Classic DACB Collection

All articles created or submitted in the first twenty years of the project, from 1995 to 2015.

Lambert, Kelsey

Nigerian Baptist Convention


A mighty fortress is our God. A bulwark never failing; our helper He, amid the flood of moral ills prevailing; for still our ancient foe doth seek to work us woe; his craft and power are great. And, armed with cruel hate, on earth is not his equal. *

These words of Martin Luther from the hymn “A Mighty Fortress Is Our God” were words that inspired Kelsey Lambert throughout his life.

Kelsey Lambert was born on February 23, 1942 in his home town, Degema, (Atala) in Degema Local Government Area of Rivers State, Nigeria. He was born into the families of Lambert and Inegba Eremoni, both of Degema town. The name Kelsey was given to him at his birth by Jim Kesley, a European who was the chairman of the region of Degema at the time. This name inspired him to be determined and to want to become the chairman of his Local Government Area, an ambition which he later realized. He grew up in Degema, where his main occupation was fishing and hunting animals. His hobbies were wrestling, storytelling, singing and cooking.

He attended New Jerusalem Baptist Church Primary School in Degema, from 1952 to 1961. He was converted in 1959 while in primary school, and was baptized in 1960. He entered the Nigerian Baptist Theological Seminary in 1964, where he obtained the Certificate in Theology in 1967. He started his secondary education in 1969 at the Baptist High School in Borokiri, Port Harcourt, Rivers State, and completed it in 1974, obtaining the General Certificate of Education (G.C. E.) ordinary level qualification. In pursuit of further education, he gained admission into the University of Port Harcourt, Port Harcourt in 1985, and graduated with a B.S. in geography in 1989.

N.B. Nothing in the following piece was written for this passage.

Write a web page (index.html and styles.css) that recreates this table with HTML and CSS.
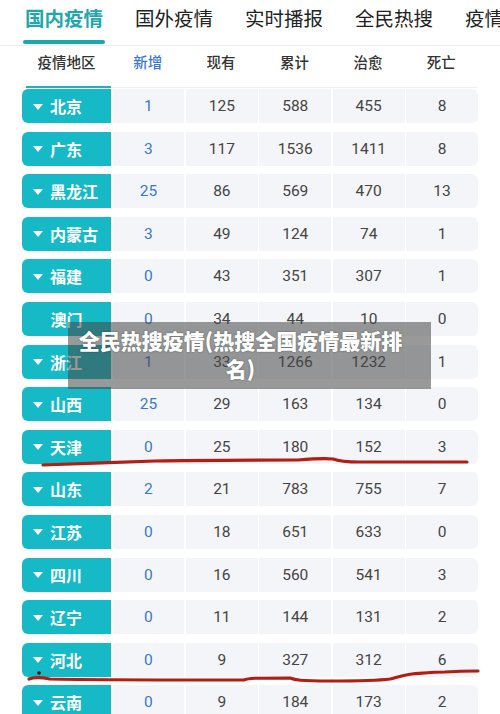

In 1962, Kelsey Lambert married Adokiye Ada Lambert (now deceased) at Degema and the marriage was blessed with three children: Ohovere Mary Lambert, Kakumuswei Boy Lambert and Inume Lambert (now Mrs. Ogbowo).

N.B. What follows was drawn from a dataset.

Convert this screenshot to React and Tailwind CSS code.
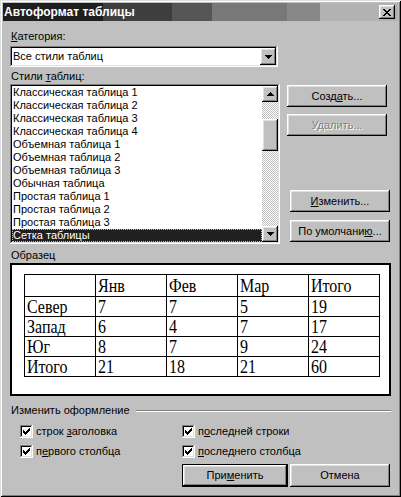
import React from "react";

const raised =
  "shadow-[inset_-1px_-1px_#000,inset_1px_1px_#fff,inset_-2px_-2px_#808080,inset_2px_2px_#dfdfdf]";
const sunken =
  "shadow-[inset_-1px_-1px_#fff,inset_1px_1px_#808080,inset_-2px_-2px_#dfdfdf,inset_2px_2px_#000]";

const styles = [
  "Классическая таблица 1",
  "Классическая таблица 2",
  "Классическая таблица 3",
  "Классическая таблица 4",
  "Объемная таблица 1",
  "Объемная таблица 2",
  "Объемная таблица 3",
  "Обычная таблица",
  "Простая таблица 1",
  "Простая таблица 2",
  "Простая таблица 3",
  "Сетка таблицы",
];

const sample = [
  ["", "Янв", "Фев", "Мар", "Итого"],
  ["Север", "7", "7", "5", "19"],
  ["Запад", "6", "4", "7", "17"],
  ["Юг", "8", "7", "9", "24"],
  ["Итого", "21", "18", "21", "60"],
];

const Arrow = ({ up }) => (
  <svg width="7" height="4" viewBox="0 0 7 4" shapeRendering="crispEdges">
    {up ? (
      <g fill="#000">
        <rect x="3" y="0" width="1" height="1" />
        <rect x="2" y="1" width="3" height="1" />
        <rect x="1" y="2" width="5" height="1" />
        <rect x="0" y="3" width="7" height="1" />
      </g>
    ) : (
      <g fill="#000">
        <rect x="0" y="0" width="7" height="1" />
        <rect x="1" y="1" width="5" height="1" />
        <rect x="2" y="2" width="3" height="1" />
        <rect x="3" y="3" width="1" height="1" />
      </g>
    )}
  </svg>
);

const Check = ({ label }) => (
  <div className="flex items-center h-[13px]">
    <div className={`w-[13px] h-[13px] bg-white ${sunken}`}>
      <svg width="13" height="13" viewBox="0 0 13 13" shapeRendering="crispEdges">
        <g fill="#000">
          <rect x="9" y="3" width="1" height="1" />
          <rect x="8" y="4" width="2" height="1" />
          <rect x="3" y="5" width="1" height="1" />
          <rect x="7" y="5" width="3" height="1" />
          <rect x="3" y="6" width="2" height="1" />
          <rect x="6" y="6" width="3" height="1" />
          <rect x="3" y="7" width="5" height="1" />
          <rect x="4" y="8" width="3" height="1" />
          <rect x="5" y="9" width="1" height="1" />
        </g>
      </svg>
    </div>
    <span className="ml-[3px]">{label}</span>
  </div>
);

export default function App() {
  return (
    <div className="w-[401px] h-[497px] bg-[#c0c0c0] p-[3px] flex flex-col text-[11px] leading-[13px] text-black font-['Liberation_Sans',Arial,sans-serif] shadow-[inset_1px_1px_#dfdfdf,inset_-1px_-1px_#000,inset_2px_2px_#fff,inset_-2px_-2px_#808080]">
      {/* title bar */}
      <div className="h-[18px] flex items-center justify-between pl-[1px] pr-[3px] bg-[image:linear-gradient(to_right,#1e1e1e_0px,#1e1e1e_100px,#3e3e3e_100px,#3e3e3e_169px,#565656_169px,#565656_209px,#787878_209px,#787878_284px,#888_284px,#888_317px,#b2b2b2_317px,#b2b2b2_100%)]">
        <span className="text-white font-bold text-[12px]">Автоформат таблицы</span>
        <div className={`w-[16px] h-[14px] bg-[#c0c0c0] ${raised} flex items-center justify-center`}>
          <svg width="8" height="7" viewBox="0 0 8 7" shapeRendering="crispEdges">
            <g fill="#000">
              <rect x="0" y="0" width="2" height="1" />
              <rect x="6" y="0" width="2" height="1" />
              <rect x="1" y="1" width="2" height="1" />
              <rect x="5" y="1" width="2" height="1" />
              <rect x="2" y="2" width="4" height="1" />
              <rect x="3" y="3" width="2" height="1" />
              <rect x="2" y="4" width="4" height="1" />
              <rect x="1" y="5" width="2" height="1" />
              <rect x="5" y="5" width="2" height="1" />
              <rect x="0" y="6" width="2" height="1" />
              <rect x="6" y="6" width="2" height="1" />
            </g>
          </svg>
        </div>
      </div>

      <div className="flex-1 px-[7px] flex flex-col">
        <div className="mt-[9px] pl-[1px]">
          <u>К</u>атегория:
        </div>

        <div className={`mt-[3px] w-[268px] h-[21px] bg-white ${sunken} p-[2px] flex`}>
          <div className="flex-1 pl-[1px] flex items-center">Все стили таблиц</div>
          <div className={`w-[16px] h-[17px] bg-[#c0c0c0] ${raised} flex items-center justify-center`}>
            <Arrow />
          </div>
        </div>

        <div className="mt-[3px] pl-[1px]">
          Стили <u>т</u>аблиц:
        </div>

        <div className="mt-[1px] flex">
          <div className={`w-[270px] h-[160px] bg-white ${sunken} p-[2px] flex`}>
            <div className="flex-1 flex flex-col">
              {styles.map((s, i) =>
                i === styles.length - 1 ? (
                  <div
                    key={s}
                    className="h-[13px] pl-[1px] bg-[#202020] text-white outline-1 outline-dotted outline-[#c0c0c0] -outline-offset-1"
                  >
                    {s}
                  </div>
                ) : (
                  <div key={s} className="h-[13px] pl-[1px]">
                    {s}
                  </div>
                )
              )}
            </div>
            <div className="w-[16px] flex flex-col">
              <div className={`h-[16px] bg-[#c0c0c0] ${raised} flex items-center justify-center`}>
                <Arrow up />
              </div>
              <div className="flex-1 flex flex-col bg-[image:repeating-conic-gradient(#fff_0%_25%,#c0c0c0_0%_50%)] bg-[length:2px_2px]">
                <div className="h-[17px]" />
                <div className={`h-[32px] bg-[#c0c0c0] ${raised}`} />
              </div>
              <div className={`h-[16px] bg-[#c0c0c0] ${raised} flex items-center justify-center`}>
                <Arrow />
              </div>
            </div>
          </div>

          <div className="ml-[7px] h-[160px] flex flex-col pt-[1px] pb-[2px]">
            <div className={`w-[100px] h-[22px] bg-[#c0c0c0] ${raised} flex items-center justify-center`}>
              <span>
                Созд<u>а</u>ть...
              </span>
            </div>
            <div className={`mt-[7px] w-[100px] h-[22px] bg-[#c0c0c0] ${raised} flex items-center justify-center text-[#808080] [text-shadow:1px_1px_0_#fff]`}>
              Удалить...
            </div>
            <div className="mt-auto ml-[3px] flex flex-col gap-[8px]">
              <div className={`w-[100px] h-[22px] bg-[#c0c0c0] ${raised} flex items-center justify-center`}>
                <span>
                  <u>И</u>зменить...
                </span>
              </div>
              <div className={`w-[100px] h-[22px] bg-[#c0c0c0] ${raised} flex items-center justify-center`}>
                <span>
                  По умолчани<u>ю</u>...
                </span>
              </div>
            </div>
          </div>
        </div>

        <div className="mt-[5px] pl-[1px]">Образец</div>

        <div className="mt-[1px] w-[381px] h-[133px] bg-white border-2 border-black pl-[12px] pt-[9px]">
          <table className="border-collapse font-['Liberation_Serif','Times_New_Roman',serif] text-[16px] leading-[18px]">
            <tbody>
              {sample.map((row, r) => (
                <tr key={r} className={r === 0 ? "h-[22px]" : "h-[20px]"}>
                  {row.map((c, j) => (
                    <td
                      key={j}
                      className="border border-black w-[71px] min-w-[71px] p-0 pl-[2px] align-middle"
                    >
                      <span className="inline-block scale-y-[1.2]">{c}</span>
                    </td>
                  ))}
                </tr>
              ))}
            </tbody>
          </table>
        </div>

        <div className="mt-[8px] flex items-center">
          <span className="pl-[1px]">Изменить оформление</span>
          <div className="ml-[6px] flex-1 border-t border-b border-t-[#808080] border-b-white" />
        </div>

        <div className="mt-[8px] pl-[10px] grid grid-cols-[162px_1fr] gap-y-[7px]">
          <Check
            label={
              <>
                строк <u>з</u>аголовка
              </>
            }
          />
          <Check
            label={
              <>
                п<u>о</u>следней строки
              </>
            }
          />
          <Check
            label={
              <>
                п<u>е</u>рвого столбца
              </>
            }
          />
          <Check
            label={
              <>
                <u>п</u>оследнего столбца
              </>
            }
          />
        </div>

        <div className="mt-[6px] flex pl-[172px]">
          <div className="w-[106px] h-[23px] border border-black">
            <div className={`w-full h-full bg-[#c0c0c0] ${raised} flex items-center justify-center`}>
              <span>
                При<u>м</u>енить
              </span>
            </div>
          </div>
          <div className={`ml-[2px] w-[100px] h-[23px] bg-[#c0c0c0] ${raised} flex items-center justify-center`}>
            Отмена
          </div>
        </div>
      </div>
    </div>
  );
}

A Baptist presence had already been established in Port-Harcourt before the Nigerian civil war, and was being led by two missionaries, Miss Dale Moore and Miss Josephine Scaggs, as far back as the 1950s. The Mission then acquired two plots of land at No. 4 Owhonda Street, Mile 3, Diobu, Port-Harcourt, but they were only able to put up a partially completed cement-block building. Other church properties consisted of ten Broadman hymnals, thirteen Sacred Songs and Solo hymn books, eleven benches, and a polished wooden pulpit which was donated by the missionaries. However, the Nigerian civil war dealt a fatal blow to the church, its properties, and its members. The members were scattered and the two plots of land were lost because the purchase documents were destroyed. The only property of the church which survived the onslaught of the civil war was the old wooden pulpit.

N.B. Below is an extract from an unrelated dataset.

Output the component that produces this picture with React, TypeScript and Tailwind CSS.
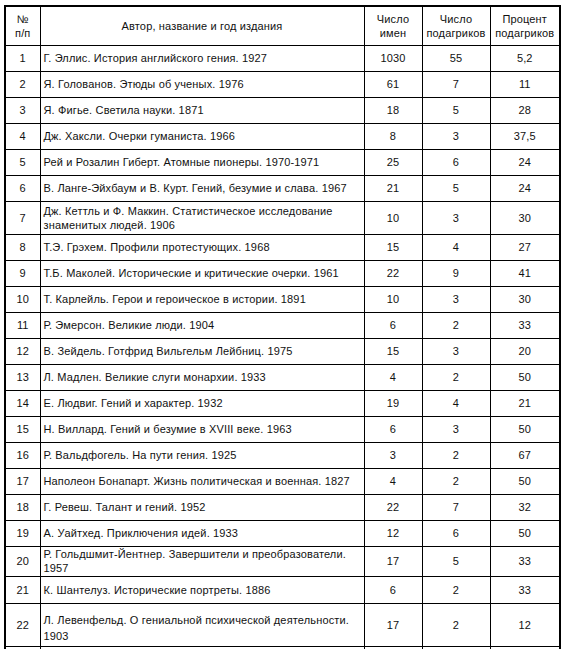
const rows: [string, string, string, string, string, number][] = [
  ["1", "Г. Эллис. История английского гения. 1927", "1030", "55", "5,2", 26],
  ["2", "Я. Голованов. Этюды об ученых. 1976", "61", "7", "11", 26],
  ["3", "Я. Фигье. Светила науки. 1871", "18", "5", "28", 26],
  ["4", "Дж. Хаксли. Очерки гуманиста. 1966", "8", "3", "37,5", 26],
  ["5", "Рей и Розалин Гиберт. Атомные пионеры. 1970-1971", "25", "6", "24", 26],
  ["6", "В. Ланге-Эйхбаум и В. Курт. Гений, безумие и слава. 1967", "21", "5", "24", 26],
  ["7", "Дж. Кеттль и Ф. Маккин. Статистическое исследование\nзнаменитых людей. 1906", "10", "3", "30", 33],
  ["8", "Т.Э. Грэхем. Профили протестующих. 1968", "15", "4", "27", 26],
  ["9", "Т.Б. Маколей. Исторические и критические очерки. 1961", "22", "9", "41", 26],
  ["10", "Т. Карлейль. Герои и героическое в истории. 1891", "10", "3", "30", 26],
  ["11", "Р. Эмерсон. Великие люди. 1904", "6", "2", "33", 26],
  ["12", "В. Зейдель. Готфрид Вильгельм Лейбниц. 1975", "15", "3", "20", 26],
  ["13", "Л. Мадлен. Великие слуги монархии. 1933", "4", "2", "50", 26],
  ["14", "Е. Людвиг. Гений и характер. 1932", "19", "4", "21", 26],
  ["15", "Н. Виллард. Гений и безумие в XVIII веке. 1963", "6", "3", "50", 26],
  ["16", "Р. Вальдфогель. На пути гения. 1925", "3", "2", "67", 26],
  ["17", "Наполеон Бонапарт. Жизнь политическая и военная. 1827", "4", "2", "50", 26],
  ["18", "Г. Ревеш. Талант и гений. 1952", "22", "7", "32", 26],
  ["19", "А. Уайтхед. Приключения идей. 1933", "12", "6", "50", 26],
  ["20", "Р. Гольдшмит-Йентнер. Завершители и преобразователи.\n1957", "17", "5", "33", 30],
  ["21", "К. Шантелуз. Исторические портреты. 1886", "6", "2", "33", 27],
  ["22", "Л. Левенфельд. О гениальной психической деятельности.\n1903", "17", "2", "12", 43],
];

const cell = "border border-black px-[3px] py-0 align-middle";

export default function App() {
  return (
    <div className="bg-white w-[565px] h-[649px] overflow-hidden pt-[5px] pl-[4px] font-['Liberation_Sans',Arial,sans-serif] text-[11px] leading-[14px] tracking-[0.15px] text-[#111]">
      <table className="table-fixed border-collapse border-2 border-black w-[555px]">
        <colgroup>
          <col className="w-[35px]" />
          <col className="w-[324px]" />
          <col className="w-[58px]" />
          <col className="w-[68px]" />
          <col className="w-[70px]" />
        </colgroup>
        <thead>
          <tr className="h-[39px]">
            <th className={`${cell} font-normal text-center`}>№<br />п/п</th>
            <th className={`${cell} font-normal text-center`}>Автор, название и год издания</th>
            <th className={`${cell} font-normal text-center`}>Число<br />имен</th>
            <th className={`${cell} font-normal text-center`}>Число<br />подагриков</th>
            <th className={`${cell} font-normal text-center`}>Процент<br />подагриков</th>
          </tr>
        </thead>
        <tbody>
          {rows.map(([n, title, names, gout, pct, h]) => (
            <tr key={n} style={{ height: h }}>
              <td className={`${cell} text-center`}>{n}</td>
              <td className={`${cell} text-left whitespace-pre-line ${n === "22" ? "pt-[6px] leading-[16px]" : ""}`}>{title}</td>
              <td className={`${cell} text-center`}>{names}</td>
              <td className={`${cell} text-center`}>{gout}</td>
              <td className={`${cell} text-center`}>{pct}</td>
            </tr>
          ))}
          <tr className="h-[26px]">
            <td className={cell}></td>
            <td className={cell}></td>
            <td className={cell}></td>
            <td className={cell}></td>
            <td className={cell}></td>
          </tr>
        </tbody>
      </table>
    </div>
  );
}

After his graduation from the Seminary in 1967, Lambert went to Port Harcourt just before the Nigerian civil war, and joined the Biafran Army. After the war, he returned to Port-Harcourt with his family in December of 1968, where he met three notable Baptist ministers: Rev. C. T. T. George, Rev. R. E. Ofuoku and Rev. R. O. Oteh. He approached Rev. Oteh and told him of his burden to work for the Lord and to start a church. Rev. Oteh then gave him some background information about the First Baptist Preaching Station. After that interaction, Rev. Oteh encouraged him to resuscitate the church. Lambert made serious attempts to recover the church land, which was already occupied by other people, but he did not succeed because the original purchase documents could not be found. With a burning vision to re-establish a Baptist presence in the Port Harcourt area, he turned his attention to the Amucha City Hall, an abandoned property which was unused at the time, and which had been turned into a sort of public toilet by the people. He personally cleaned out all the human waste and started worship services there in early 1969 using the old wooden pulpit recovered from the former church site.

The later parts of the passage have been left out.